Kommunalexperte Kilp schließt nicht aus, dass es Kommunen geben wird, die die Grundsteuerreform nutzen, ihre Hebesätze über die Aufkommensneutralität hinaus zu verändern, um ihre Haushalte zu entlasten. “Ehe man an der Steuerschraube dreht, um einen Haushalt zu entlasten, sollte man immer zuerst darauf schauen, wie Kosten reduziert werden können”, meint Bloching.

Wichtig für Wehrheim sei, so die FDP Wehrheim, dass die Gemeinde ihre weiteren wichtigen Einnahmequellen aus der Einkommen- und Gewerbesteuer stabilisiere und bestenfalls steigere. Bloching: “Aber nicht durch Mehreinnahmen mit Hebesatzerhöhungen und den damit verbundenen Mehrbelastungen für den Steuerzahler. Das Ziel müssen mehr Steuerzahlende sein, im privaten und im gewerblichen Bereich.

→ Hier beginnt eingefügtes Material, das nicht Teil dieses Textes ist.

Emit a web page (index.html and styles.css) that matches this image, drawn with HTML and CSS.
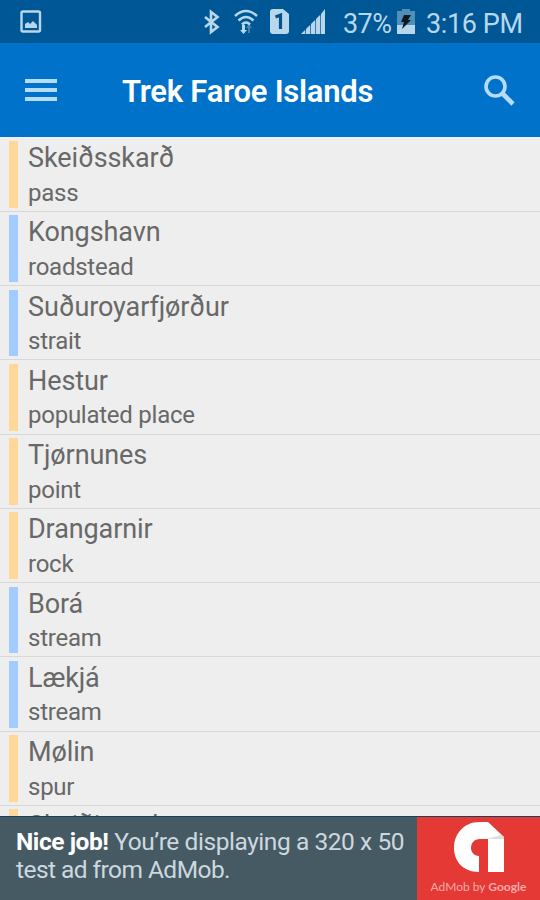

Wer sich breiter aufstellt, kann Ausfälle dann auch besser kompensieren.” Deshalb habe die Ausweisung neuer Wohn- und Gewerbeflächen für die FDP Wehrheim weiter hohe Priorität.

Der stellvertretende FDP-Ortsvorsitzende Andreas Strehl bedankte sich bei den Teilnehmenden, betonte die Bedeutung solcher Informationsformate der Freien Demokraten für die Bürgerinnen und Bürger, und warf den Blick im Kalender bereits voraus: Am Dienstag, 26. November, wird wieder leidenschaftlich diskutiert. Dann findet die nächste “Liberale Runde” der Ortverbände Wehrheim, Neu-Anspach und Usingen statt. Eingeladen ind alle Intressierten ins Bürgerhaus Neu-Anspach. Beginn ist um 19 Uhr.

ZUM BUND DER STEUERZAHLER HESSEN

Der Bund der Steuerzahler (BdSt) Hessen e.V. ist unabhängig, gemeinnützig und parteipolitisch neutral finanziert sich aus Spenden und Mitgliedsbeiträgen. Er repräsentiert in Hessen ca. 11.000 Mitglieder, bundesweit ca. 200.000 Mitglieder. 15 selbständige Landesverbände tragen den BdSt Deutschland und das Deutsche Steuerzahlerinstitut. Der BdSt setzt sich ein für den wirtschaftlichen Einsatz von Steuergeldern, gegen Steuergeldverschwendung. Für eine moderate Steuer- und Abgabenbelastung, für ein einfaches und gerechtes Steuersystem und gegen übermäßige Staatsverschuldung.